Which lines in the material below contain the word "styles"? Copy each of them.

**Material provided:**
------------------------------------------------------------

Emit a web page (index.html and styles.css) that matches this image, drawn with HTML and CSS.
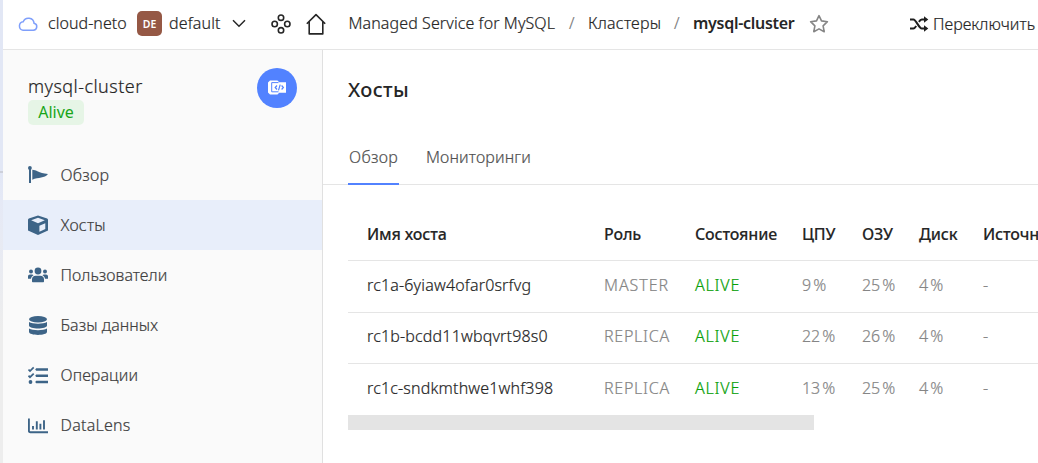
FILE: index.html
```html
<!DOCTYPE html>
<html lang="ru">
<head>
<meta charset="utf-8">
<title>mysql-cluster</title>
<link rel="stylesheet" href="styles.css">
</head>
<body>
<div class="edge"><span class="edge-mark"></span></div>
<div class="app">
  <header class="topbar">
    <svg class="cloud" width="20" height="16" viewBox="0 0 20 16"><path d="M5 14.2h10.2a3.5 3.5 0 0 0 .9-6.9 5.7 5.7 0 0 0-10.9-1.6A4.3 4.3 0 0 0 5 14.2z" fill="none" stroke="#7f9ffb" stroke-width="1.5"/></svg>
    <span class="t-cloud">cloud-neto</span>
    <span class="badge">DE</span>
    <span class="t-default">default</span>
    <svg class="chevron" width="14" height="9" viewBox="0 0 14 9"><path d="M1 1.2l6 6 6-6" fill="none" stroke="#262626" stroke-width="1.5"/></svg>
    <svg class="services" width="20" height="20" viewBox="0 0 20 20"><g fill="none" stroke="#262626" stroke-width="1.6"><circle cx="10" cy="3.7" r="2.7"/><circle cx="3.7" cy="10" r="2.7"/><circle cx="16.3" cy="10" r="2.7"/><circle cx="10" cy="16.3" r="2.7"/></g></svg>
    <svg class="home" width="20" height="22" viewBox="0 0 20 22"><path d="M.8 10.8L10 1.6l9.2 9.2M3.2 8.6v12.300h13.600V8.600" fill="none" stroke="#262626" stroke-width="1.6" stroke-linejoin="round"/></svg>
    <nav class="crumbs">
      <span class="t-service">Managed Service for MySQL</span>
      <span class="slash">/</span>
      <span class="t-clusters">Кластеры</span>
      <span class="slash slash-last">/</span>
      <b class="t-current">mysql-cluster</b>
    </nav>
    <svg class="star" width="20" height="20" viewBox="0 0 20 20"><path d="M10 1.6l2.5 5.3 5.9.8-4.3 4.1 1.1 5.9L10 14.9l-5.2 2.8 1.1-5.9L1.6 7.7l5.9-.8z" fill="none" stroke="#858585" stroke-width="1.6" stroke-linejoin="round"/></svg>
    <svg class="shuffle" width="19" height="16" viewBox="0 0 19 16"><path d="M0 3.500h3.400c2.800 0 5.400 9 8.400 9h3.400M0 12.500h3.400c1.200 0 2-1.100 2.800-2.400M8.900 5.900c.9-1.400 1.700-2.400 2.900-2.400h3.400" fill="none" stroke="#1f1f1f" stroke-width="2"/><path d="M14 .3l4.300 3.200L14 6.700zM14 9.300l4.300 3.200-4.300 3.200z" fill="#1f1f1f"/></svg>
    <span class="t-switch">Переключить</span>
  </header>
  <div class="body">
    <aside class="sidebar">
      <div class="cluster">
        <div>
          <div class="cluster-name">mysql-cluster</div>
          <span class="status">Alive</span>
        </div>
        <div class="logo">
          <svg width="18" height="16" viewBox="0 0 18 16"><path d="M2 .5h7.500l1.700 1.700H18v10.600h-6.800l-1.700 1.700H2L0 12.500v-10z" fill="#fff"/><path d="M10.500 2.600H3.700v9.200h6.800" fill="none" stroke="#5282ff" stroke-width="1"/><path d="M9 5.500L7.200 7.500 9 9.500M13.600 5.500l1.800 2-1.800 2M12.200 4.600l-1.700 5.800" fill="none" stroke="#5282ff" stroke-width="1.200"/></svg>
        </div>
      </div>
      <nav class="menu">
        <a class="item"><svg width="20" height="20" viewBox="0 0 20 20"><circle cx="1.900" cy="3" r="1.900"/><path d="M1 3h2v15H1zM4.300 4.700c4 0 6 3.100 15.700 4.400-3.500 4.600-9.500 3-15.700 5.700z"/></svg><span class="m1">Обзор</span></a>
        <a class="item active"><svg width="20" height="20" viewBox="0 0 20 20"><path fill-rule="evenodd" d="M10 .5l9.200 3 .8 1.100v10.900L10 20 0 15.500V4.600l.8-1.100zM10 2.800L3.200 5.300 10 8.200l6.800-2.900zM11.400 10.800v6l5.900-2.700V8.200z"/></svg><span class="m2">Хосты</span></a>
        <a class="item"><svg width="20" height="20" viewBox="0 0 20 20"><circle cx="10" cy="6" r="3.400"/><circle cx="3" cy="6.500" r="2"/><circle cx="17" cy="6.500" r="2"/><path d="M4 16.500v-2.200c0-2.200 1.500-3.500 3.500-3.500h5c2 0 3.500 1.300 3.500 3.500v2.200c0 .4-.3.700-.7.700H4.700c-.4 0-.7-.3-.7-.7zM0 13.700v-2.200c0-1.200.8-2 2-2h2c.7 0 1.100.2 1.500.7-1.500.8-2.300 2-2.500 3.500zM20 13.700v-2.200c0-1.200-.8-2-2-2h-2c-.7 0-1.100.2-1.500.7 1.500.8 2.300 2 2.500 3.500z"/></svg><span class="m3">Пользователи</span></a>
        <a class="item"><svg width="20" height="20" viewBox="0 0 20 20"><ellipse cx="10" cy="4.200" rx="9" ry="3.200"/><path d="M1 7c3.500 2.300 14.500 2.300 18 0v3.600c0 4-18 4-18 0zM1 13.400c3.500 2.300 14.500 2.300 18 0v3.400c0 4.200-18 4.200-18 0z"/></svg><span class="m4">Базы данных</span></a>
        <a class="item"><svg width="20" height="20" viewBox="0 0 20 20"><path d="M8.200 3.300H20v2.400H8.200l-1-1.200zM8.200 9.500H20v2.400H8.200l-1-1.200zM8.200 15.800H20v2.400H8.200l-1-1.200z"/><circle cx="2.500" cy="17" r="1.900"/><path d="M.5 4.500L2 6l3.700-3.600M.5 10.700L2 12.200l3.700-3.600" fill="none" stroke="#3d6487" stroke-width="1.700"/></svg><span class="m5">Операции</span></a>
        <a class="item"><svg width="20" height="20" viewBox="0 0 20 20"><path d="M.9 3.500v12.300c0 .9.500 1.400 1.400 1.400H20M5 14.600v-3.500M8.800 14.600V6.200M12.400 14.600V8.700M16 14.600V5.200" fill="none" stroke="#3d6487" stroke-width="1.900"/></svg><span class="m6">DataLens</span></a>
      </nav>
    </aside>
    <main class="content">
      <h1>Хосты</h1>
      <div class="tabs"><span class="tab selected"><span class="tab1">Обзор</span></span><span class="tab"><span class="tab2">Мониторинги</span></span></div>
      <div class="table">
        <div class="row head"><span class="h1c">Имя хоста</span><span class="h2c">Роль</span><span class="h3c">Состояние</span><span>ЦПУ</span><span>ОЗУ</span><span>Диск</span><span>Источн</span></div>
        <div class="row first"><span class="host">rc1a-6yiaw4ofar0srfvg</span><span class="role master">MASTER</span><span class="alive">ALIVE</span><span class="num">9 %</span><span class="num">25 %</span><span class="num">4 %</span><span>-</span></div>
        <div class="row second"><span class="host">rc1b-bcdd11wbqvrt98s0</span><span class="role">REPLICA</span><span class="alive">ALIVE</span><span class="num">22 %</span><span class="num">26 %</span><span class="num">4 %</span><span>-</span></div>
        <div class="row last"><span class="host">rc1c-sndkmthwe1whf398</span><span class="role">REPLICA</span><span class="alive">ALIVE</span><span class="num">13 %</span><span class="num">25 %</span><span class="num">4 %</span><span>-</span></div>
      </div>
      <div class="scroll"></div>
    </main>
  </div>
</div>
</body>
</html>
```
FILE: styles.css
```css
* { box-sizing: border-box; }
body { margin: 0; width: 1038px; height: 463px; overflow: hidden; display: flex; font: 300 16px/20px "Noto Sans", sans-serif; -webkit-text-stroke: 0.2px currentColor; color: #262626; background: #fff; white-space: nowrap; }
svg { display: block; flex: none; }
.edge { width: 3px; flex: none; background: linear-gradient(#e2e7f5 0 170px, #e5e9f6 200px, #ededed 330px); padding-top: 171px; }
.edge-mark { display: block; height: 2px; background: #cdd0da; }
.app { width: 1035px; flex: none; display: flex; flex-direction: column; }
.topbar { height: 50px; border-bottom: 1px solid #e5e5e5; display: flex; align-items: center; padding: 0 0 2px 15px; overflow: hidden; }
.topbar > * { flex: none; }
.t-cloud { width: 79px; margin-left: 10px; letter-spacing: 0.05px; }
.badge { width: 25px; height: 25px; margin-left: 10px; border-radius: 5px; background: #955845; color: #fff; font-size: 10.5px; line-height: 26px; font-weight: 600; text-align: center; -webkit-text-stroke: 0; }
.t-default { width: 51px; margin-left: 7px; letter-spacing: 0.15px; }
.chevron { margin-left: 12px; }
.services { margin-left: 25px; }
.home { margin-left: 15px; }
.crumbs { display: flex; margin-left: 22.5px; width: 446.5px; }
.t-service { width: 207px; letter-spacing: 0.1px; }
.slash { width: 8px; margin-left: 13.5px; color: #777; }
.t-clusters { width: 74px; margin-left: 11px; letter-spacing: 0.25px; }
.slash-last { margin-left: 12px; }
.t-current { margin-left: 11px; font-weight: 600; letter-spacing: -0.28px; -webkit-text-stroke: 0; }
.t-cloud, .t-default, .crumbs { margin-top: -1px; }
.star { margin-left: 14px; }
.shuffle { margin-left: 81px; }
.t-switch { margin-left: 4px; letter-spacing: 0.05px; }
.body { flex: 1; display: flex; }
.sidebar { width: 320px; flex: none; background: #fafafa; border-right: 1px solid #e0e0e0; }
.cluster { height: 100px; padding: 18px 25px 0; display: flex; justify-content: space-between; }
.cluster-name { font-size: 18px; line-height: 24px; margin-top: 6px; letter-spacing: 0.45px; }
.status { display: block; width: 56px; height: 25px; margin-top: 2px; border-radius: 5px; background: #e6f5e6; color: #18a518; text-align: center; line-height: 24px; font-weight: 400; -webkit-text-stroke: 0; }
.logo { width: 40px; height: 40px; border-radius: 50%; background: #5282ff; display: grid; place-items: center; }
.item { height: 50px; display: flex; align-items: center; gap: 12.5px; padding-left: 25px; color: #404040; letter-spacing: 0.25px; }
.item svg { fill: #3d6487; }
.item.active { background: #e8eefa; }
.m3, .m4 { letter-spacing: 0.05px; }
.m5 { letter-spacing: 0.12px; }
.content { width: 715px; overflow: hidden; }
h1 { margin: 0; padding: 26px 0 0 25px; height: 87px; font-size: 20px; line-height: 28px; font-weight: 500; letter-spacing: 0.4px; -webkit-text-stroke: 0; }
.tabs { height: 48px; display: flex; gap: 26px; padding-left: 25px; border-bottom: 1px solid #e5e5e5; color: #505050; }
.tab { height: 48px; padding: 10px 1px 0; }
.tab.selected { width: 51px; border-bottom: 2px solid #5282ff; }
.tab1 { letter-spacing: 0.35px; }
.tab2 { letter-spacing: 0.15px; }
.table { margin-left: 25px; padding-top: 24px; width: 690px; overflow: hidden; }
.row { height: 51px; padding: 14px 0 0 19px; border-bottom: 1px solid #e5e5e5; display: grid; grid-template-columns: 237px 91px 107px 60px 57px 64px 55px; color: #858585; }
.row.head { height: 52px; padding-top: 15px; color: #262626; font-weight: 500; letter-spacing: -0.15px; -webkit-text-stroke: 0.1px currentColor; }
.row.first { height: 52px; }
.row.second { padding-top: 13px; }
.row.last { border: 0; }
.host { color: #262626; letter-spacing: 0.17px; }
.role { letter-spacing: 0.75px; }
.master { letter-spacing: 0.95px; }
.alive { color: #08a008; letter-spacing: 0.8px; }
.num { word-spacing: -1.7px; letter-spacing: -0.2px; }
.scroll { width: 466px; height: 15px; margin-left: 25px; background: #e4e4e4; }
```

------------------------------------------------------------

**Reply:**
Emit a web page (index.html and styles.css) that matches this image, drawn with HTML and CSS.
<link rel="stylesheet" href="styles.css">
FILE: styles.css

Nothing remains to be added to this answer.